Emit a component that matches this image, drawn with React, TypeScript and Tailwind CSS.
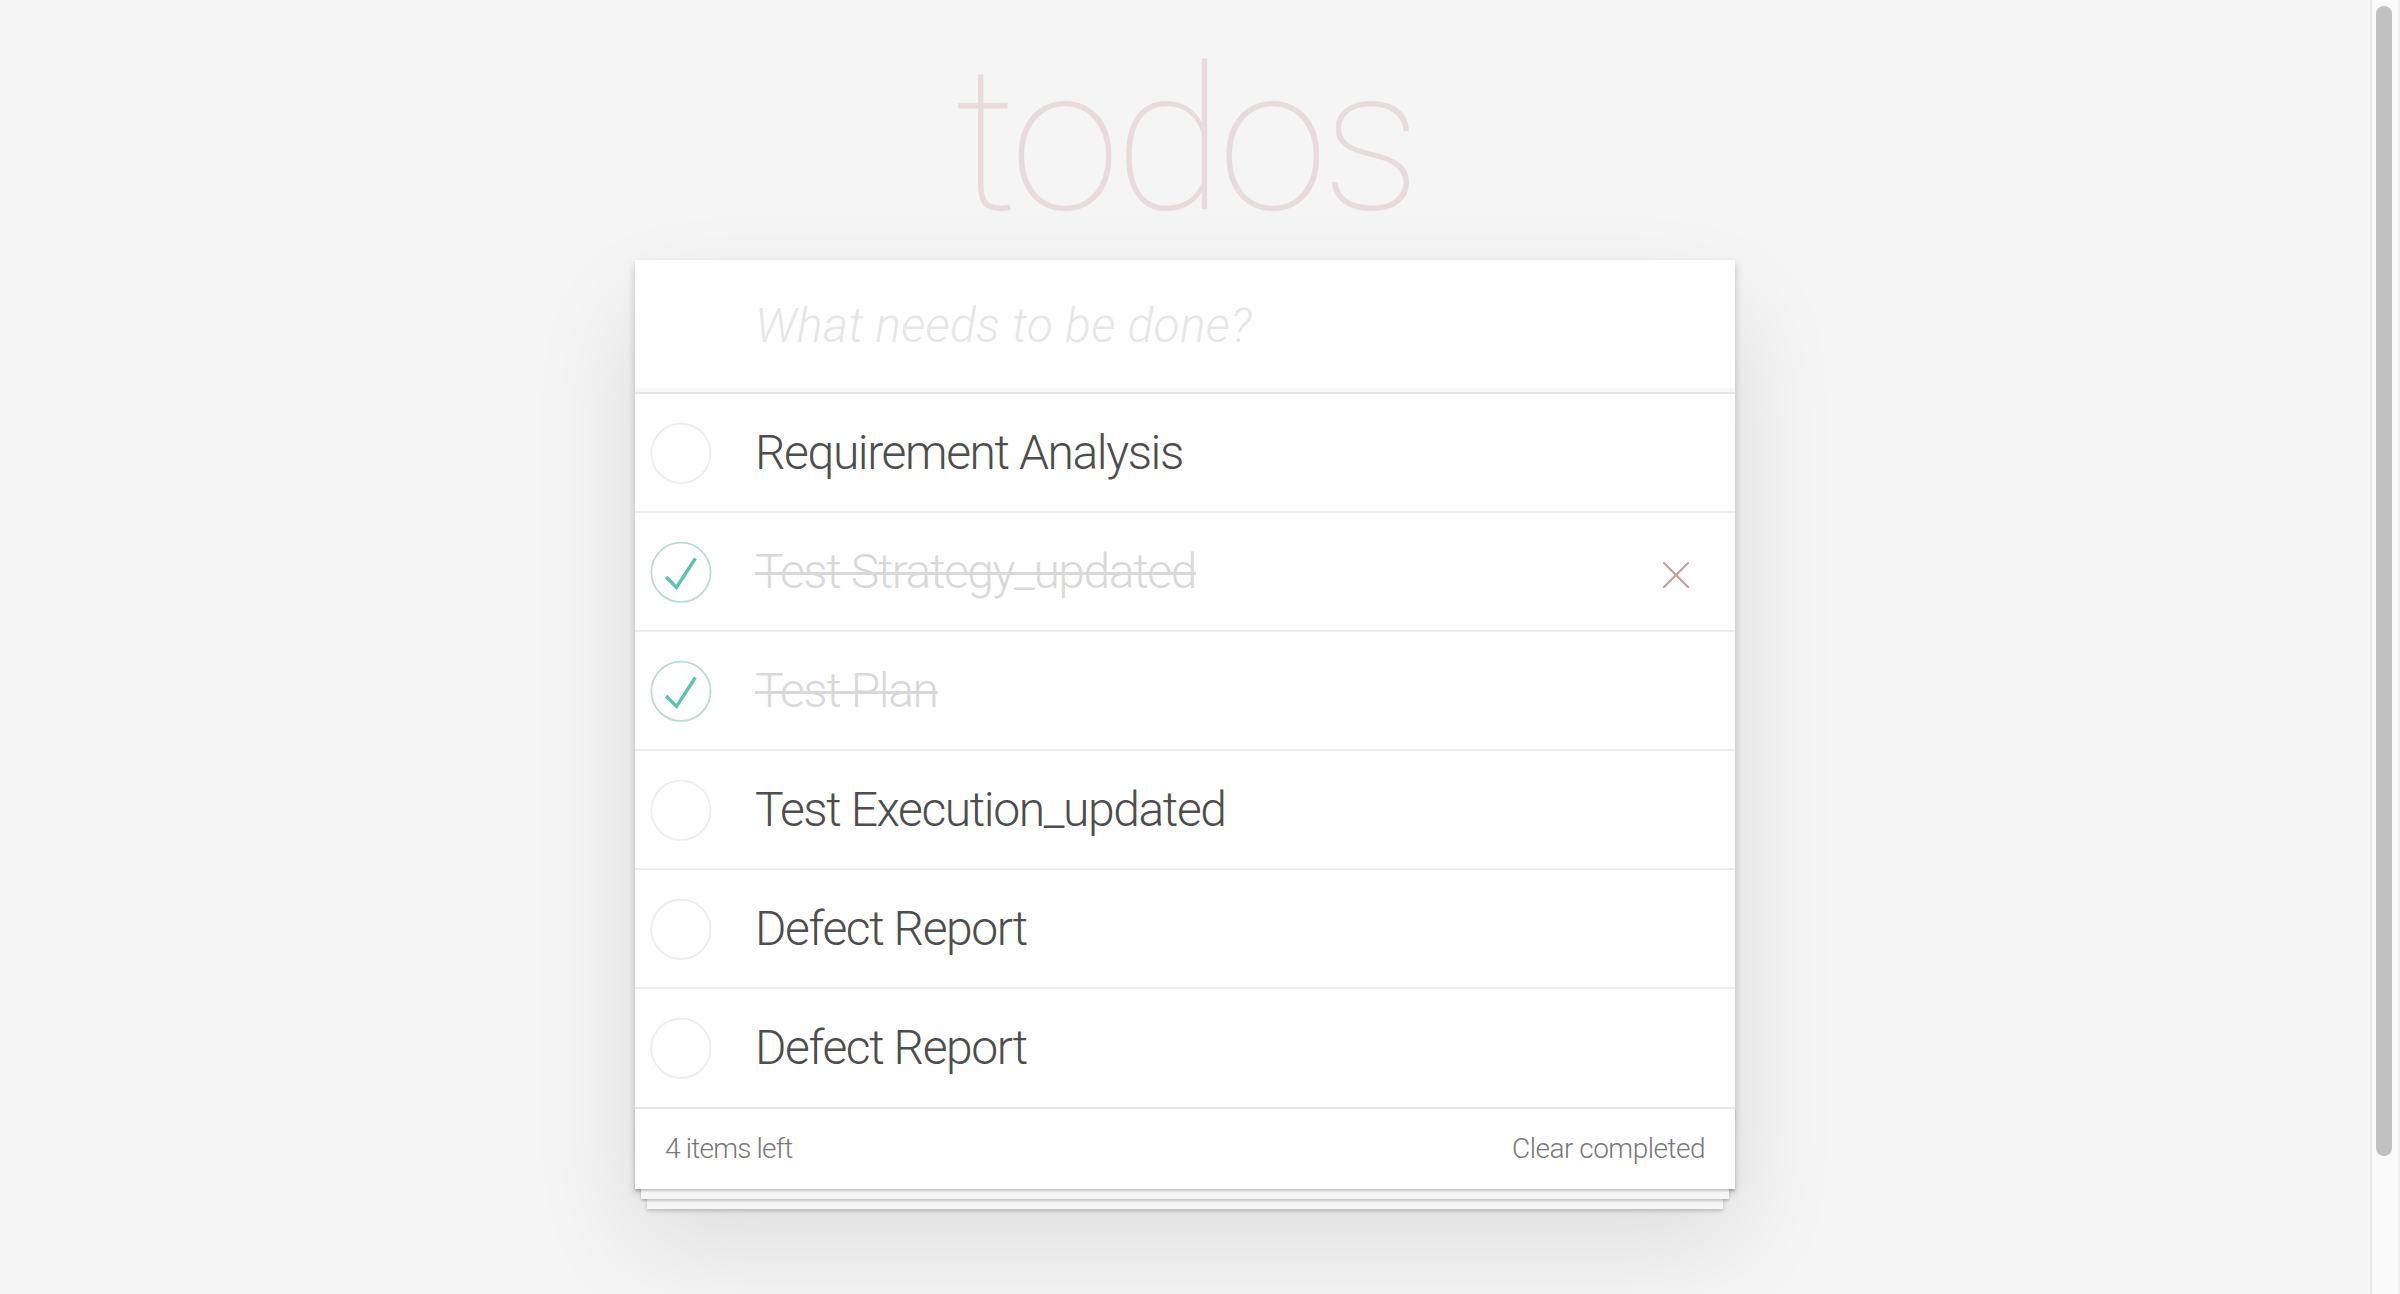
...
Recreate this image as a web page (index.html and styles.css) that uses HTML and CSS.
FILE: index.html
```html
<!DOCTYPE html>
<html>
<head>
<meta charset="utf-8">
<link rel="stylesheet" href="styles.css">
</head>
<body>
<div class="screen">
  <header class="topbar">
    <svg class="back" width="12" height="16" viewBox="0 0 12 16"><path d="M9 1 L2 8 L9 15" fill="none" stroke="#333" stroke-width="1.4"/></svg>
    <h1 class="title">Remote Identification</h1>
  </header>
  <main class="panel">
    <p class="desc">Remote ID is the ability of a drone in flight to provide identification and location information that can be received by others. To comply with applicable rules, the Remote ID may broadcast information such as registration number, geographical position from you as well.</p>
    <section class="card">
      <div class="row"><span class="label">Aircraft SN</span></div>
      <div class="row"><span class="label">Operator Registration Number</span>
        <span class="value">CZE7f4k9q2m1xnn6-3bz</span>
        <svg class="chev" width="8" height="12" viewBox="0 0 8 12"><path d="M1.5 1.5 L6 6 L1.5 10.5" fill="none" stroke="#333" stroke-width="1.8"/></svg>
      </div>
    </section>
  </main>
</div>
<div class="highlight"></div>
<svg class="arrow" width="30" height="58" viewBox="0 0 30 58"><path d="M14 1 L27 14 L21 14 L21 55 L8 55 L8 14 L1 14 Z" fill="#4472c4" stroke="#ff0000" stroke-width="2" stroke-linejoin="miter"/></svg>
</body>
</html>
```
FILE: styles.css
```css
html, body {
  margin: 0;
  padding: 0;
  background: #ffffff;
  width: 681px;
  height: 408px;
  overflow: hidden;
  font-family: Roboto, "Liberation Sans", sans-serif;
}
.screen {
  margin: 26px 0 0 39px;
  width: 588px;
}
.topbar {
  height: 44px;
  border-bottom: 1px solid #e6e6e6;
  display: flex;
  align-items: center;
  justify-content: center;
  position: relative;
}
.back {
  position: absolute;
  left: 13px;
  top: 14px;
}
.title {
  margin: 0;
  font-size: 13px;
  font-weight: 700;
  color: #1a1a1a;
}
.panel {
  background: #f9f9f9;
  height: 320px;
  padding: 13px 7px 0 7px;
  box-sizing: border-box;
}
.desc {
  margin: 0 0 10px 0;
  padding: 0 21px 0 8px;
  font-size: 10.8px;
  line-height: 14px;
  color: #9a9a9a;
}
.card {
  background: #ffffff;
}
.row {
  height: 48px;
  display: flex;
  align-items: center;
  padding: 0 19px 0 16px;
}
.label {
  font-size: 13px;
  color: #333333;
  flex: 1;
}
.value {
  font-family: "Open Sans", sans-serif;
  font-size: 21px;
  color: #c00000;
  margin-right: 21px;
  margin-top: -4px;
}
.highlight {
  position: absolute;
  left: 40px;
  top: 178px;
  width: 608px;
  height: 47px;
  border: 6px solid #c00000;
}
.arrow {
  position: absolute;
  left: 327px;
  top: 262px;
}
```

Given task:
Go through the material line by line. Show each line that contains the string "with".

Answer to this problem:
Emit a component that matches this image, drawn with React, TypeScript and Tailwind CSS.
    <p class="desc">Remote ID is the ability of a drone in flight to provide identification and location information that can be received by others. To comply with applicable rules, the Remote ID may broadcast information such as registration number, geographical position from you as well.</p>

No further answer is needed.